Direction:
Give back a single number, the count of lines containing the word "this".

Material supplied:
┄┄┄┄┄┄┄┄┄┄
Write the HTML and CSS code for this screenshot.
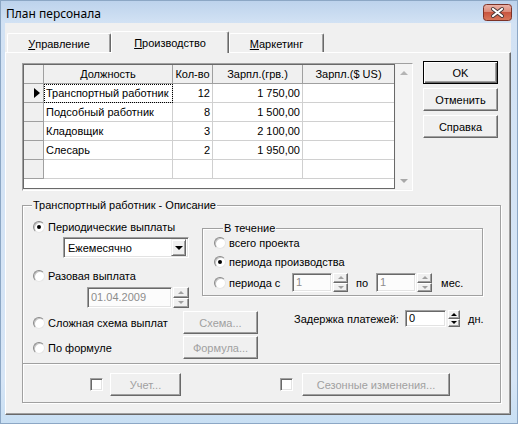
┄┄┄┄┄┄┄┄┄┄
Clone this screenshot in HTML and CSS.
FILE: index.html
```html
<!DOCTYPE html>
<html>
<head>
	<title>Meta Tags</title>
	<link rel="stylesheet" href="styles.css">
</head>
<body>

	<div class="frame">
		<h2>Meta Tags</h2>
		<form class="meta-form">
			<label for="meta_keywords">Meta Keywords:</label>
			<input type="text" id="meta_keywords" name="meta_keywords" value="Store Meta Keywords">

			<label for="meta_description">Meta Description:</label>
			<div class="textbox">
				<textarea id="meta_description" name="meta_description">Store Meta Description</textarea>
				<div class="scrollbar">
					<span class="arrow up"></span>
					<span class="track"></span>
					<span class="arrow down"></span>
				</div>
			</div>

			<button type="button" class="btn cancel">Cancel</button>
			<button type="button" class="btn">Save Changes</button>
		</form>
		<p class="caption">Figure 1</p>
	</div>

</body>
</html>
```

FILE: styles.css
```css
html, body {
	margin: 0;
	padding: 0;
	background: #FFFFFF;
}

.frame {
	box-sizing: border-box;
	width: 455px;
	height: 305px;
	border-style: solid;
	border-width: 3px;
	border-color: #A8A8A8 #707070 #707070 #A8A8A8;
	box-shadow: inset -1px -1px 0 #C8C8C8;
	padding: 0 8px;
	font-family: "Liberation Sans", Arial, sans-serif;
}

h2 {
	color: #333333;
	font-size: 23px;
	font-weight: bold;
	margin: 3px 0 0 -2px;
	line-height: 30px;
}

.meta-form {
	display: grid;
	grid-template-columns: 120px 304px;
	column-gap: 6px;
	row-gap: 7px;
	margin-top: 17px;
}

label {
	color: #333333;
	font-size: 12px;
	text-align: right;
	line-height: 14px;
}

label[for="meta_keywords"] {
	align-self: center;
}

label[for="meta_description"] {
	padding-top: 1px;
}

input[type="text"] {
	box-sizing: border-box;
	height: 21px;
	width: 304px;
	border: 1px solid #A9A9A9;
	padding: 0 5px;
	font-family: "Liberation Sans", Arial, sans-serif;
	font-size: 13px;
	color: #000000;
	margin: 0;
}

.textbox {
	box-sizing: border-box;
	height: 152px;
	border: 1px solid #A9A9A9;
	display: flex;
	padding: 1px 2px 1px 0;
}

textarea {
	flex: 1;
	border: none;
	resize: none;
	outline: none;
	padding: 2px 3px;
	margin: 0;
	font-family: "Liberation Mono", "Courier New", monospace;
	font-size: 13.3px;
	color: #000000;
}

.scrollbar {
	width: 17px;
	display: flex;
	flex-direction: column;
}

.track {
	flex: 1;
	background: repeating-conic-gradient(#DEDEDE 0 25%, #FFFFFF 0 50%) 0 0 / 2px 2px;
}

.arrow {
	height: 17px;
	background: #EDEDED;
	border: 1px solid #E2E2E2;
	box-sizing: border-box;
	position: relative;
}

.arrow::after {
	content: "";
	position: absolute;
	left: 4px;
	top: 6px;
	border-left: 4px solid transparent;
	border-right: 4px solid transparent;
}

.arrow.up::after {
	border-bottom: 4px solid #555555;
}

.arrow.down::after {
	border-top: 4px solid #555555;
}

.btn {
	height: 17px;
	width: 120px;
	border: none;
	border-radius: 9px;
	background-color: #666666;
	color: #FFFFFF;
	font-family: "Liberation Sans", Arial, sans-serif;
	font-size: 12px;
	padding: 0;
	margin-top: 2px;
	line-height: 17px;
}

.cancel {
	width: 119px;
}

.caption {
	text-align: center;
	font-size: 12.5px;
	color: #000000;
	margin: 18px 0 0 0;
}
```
┄┄┄┄┄┄┄┄┄┄
Exercise response:
2